REQUEST :: Using the entries that follow, state how many lines contain the word "styles". The response is that number and nothing more.

THE DATA ::
** BEGIN **

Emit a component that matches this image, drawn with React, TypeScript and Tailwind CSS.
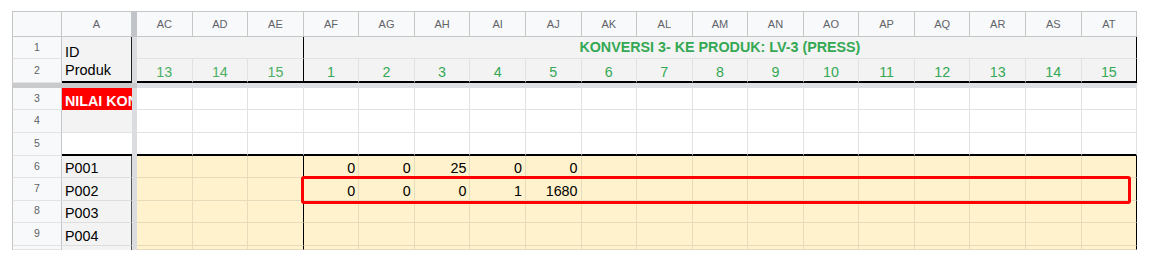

** END **
** BEGIN **

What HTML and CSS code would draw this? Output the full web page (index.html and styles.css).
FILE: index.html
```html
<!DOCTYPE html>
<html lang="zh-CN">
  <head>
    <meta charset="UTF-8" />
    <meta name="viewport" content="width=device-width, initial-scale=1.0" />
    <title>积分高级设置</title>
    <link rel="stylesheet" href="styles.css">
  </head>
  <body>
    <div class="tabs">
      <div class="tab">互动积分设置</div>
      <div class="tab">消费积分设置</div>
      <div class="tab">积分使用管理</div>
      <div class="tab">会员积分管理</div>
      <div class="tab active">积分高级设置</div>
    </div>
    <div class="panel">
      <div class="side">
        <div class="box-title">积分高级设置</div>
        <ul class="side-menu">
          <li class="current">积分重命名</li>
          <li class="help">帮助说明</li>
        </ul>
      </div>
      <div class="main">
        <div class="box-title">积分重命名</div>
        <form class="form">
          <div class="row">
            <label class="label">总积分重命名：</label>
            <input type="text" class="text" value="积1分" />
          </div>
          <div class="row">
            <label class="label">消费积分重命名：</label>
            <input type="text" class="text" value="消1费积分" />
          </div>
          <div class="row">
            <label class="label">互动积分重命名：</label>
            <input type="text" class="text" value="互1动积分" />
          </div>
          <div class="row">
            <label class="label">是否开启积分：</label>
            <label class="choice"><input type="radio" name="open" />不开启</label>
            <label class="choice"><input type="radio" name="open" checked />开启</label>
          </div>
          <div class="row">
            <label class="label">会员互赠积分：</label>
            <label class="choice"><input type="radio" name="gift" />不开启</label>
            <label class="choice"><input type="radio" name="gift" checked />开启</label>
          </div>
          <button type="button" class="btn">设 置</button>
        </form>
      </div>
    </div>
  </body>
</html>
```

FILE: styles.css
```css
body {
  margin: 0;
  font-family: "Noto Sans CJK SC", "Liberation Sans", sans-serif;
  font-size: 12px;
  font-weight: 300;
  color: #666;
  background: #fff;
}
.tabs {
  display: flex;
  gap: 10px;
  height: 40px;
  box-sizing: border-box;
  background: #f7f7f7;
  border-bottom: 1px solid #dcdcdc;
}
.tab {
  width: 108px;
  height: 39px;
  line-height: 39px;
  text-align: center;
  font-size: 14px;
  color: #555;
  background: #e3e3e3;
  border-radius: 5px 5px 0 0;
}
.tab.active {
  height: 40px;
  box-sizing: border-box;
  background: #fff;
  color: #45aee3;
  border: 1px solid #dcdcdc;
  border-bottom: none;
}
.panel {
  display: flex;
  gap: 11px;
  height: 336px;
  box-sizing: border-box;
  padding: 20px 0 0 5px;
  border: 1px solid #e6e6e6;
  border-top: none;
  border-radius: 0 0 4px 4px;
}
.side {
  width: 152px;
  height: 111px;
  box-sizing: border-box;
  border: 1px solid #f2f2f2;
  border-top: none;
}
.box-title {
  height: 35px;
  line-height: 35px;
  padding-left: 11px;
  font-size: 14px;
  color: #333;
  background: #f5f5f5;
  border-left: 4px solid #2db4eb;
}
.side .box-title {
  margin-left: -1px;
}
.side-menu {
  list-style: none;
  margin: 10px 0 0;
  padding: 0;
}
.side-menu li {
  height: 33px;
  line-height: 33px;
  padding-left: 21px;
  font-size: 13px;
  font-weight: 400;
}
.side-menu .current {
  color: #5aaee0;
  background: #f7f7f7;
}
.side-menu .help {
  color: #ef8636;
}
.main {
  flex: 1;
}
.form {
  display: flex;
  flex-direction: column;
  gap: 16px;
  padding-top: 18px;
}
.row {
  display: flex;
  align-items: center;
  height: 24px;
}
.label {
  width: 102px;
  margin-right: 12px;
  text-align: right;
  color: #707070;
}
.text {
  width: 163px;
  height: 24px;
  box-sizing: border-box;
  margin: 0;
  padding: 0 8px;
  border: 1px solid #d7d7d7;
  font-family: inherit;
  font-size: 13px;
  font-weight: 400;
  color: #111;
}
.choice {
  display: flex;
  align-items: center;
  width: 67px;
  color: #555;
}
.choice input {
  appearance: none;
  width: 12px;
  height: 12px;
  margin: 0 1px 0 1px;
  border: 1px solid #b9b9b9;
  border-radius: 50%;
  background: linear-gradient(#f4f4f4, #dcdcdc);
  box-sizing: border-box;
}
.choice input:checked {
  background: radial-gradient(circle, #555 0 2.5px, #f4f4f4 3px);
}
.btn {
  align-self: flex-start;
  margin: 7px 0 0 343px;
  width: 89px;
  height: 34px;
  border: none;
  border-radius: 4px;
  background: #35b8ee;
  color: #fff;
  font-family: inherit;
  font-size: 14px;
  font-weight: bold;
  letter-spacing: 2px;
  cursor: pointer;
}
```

** END **
** BEGIN **

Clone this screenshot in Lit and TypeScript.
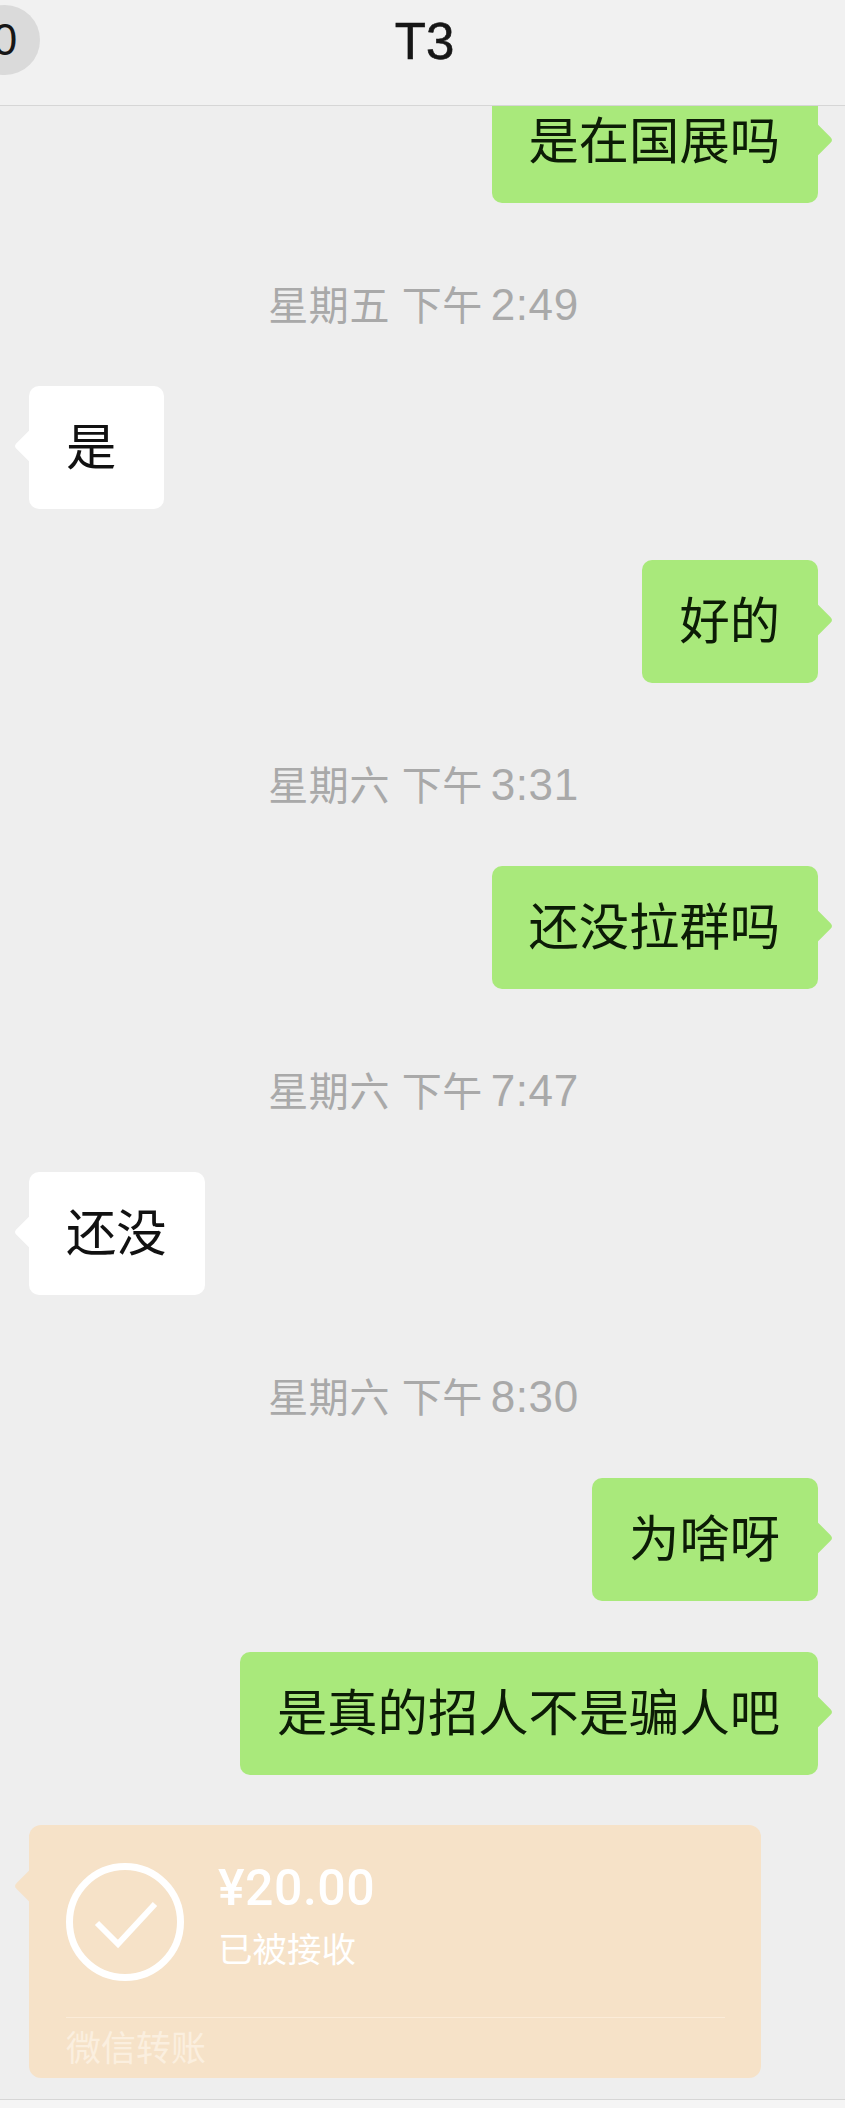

** END **

RESPONSE BELOW :: 3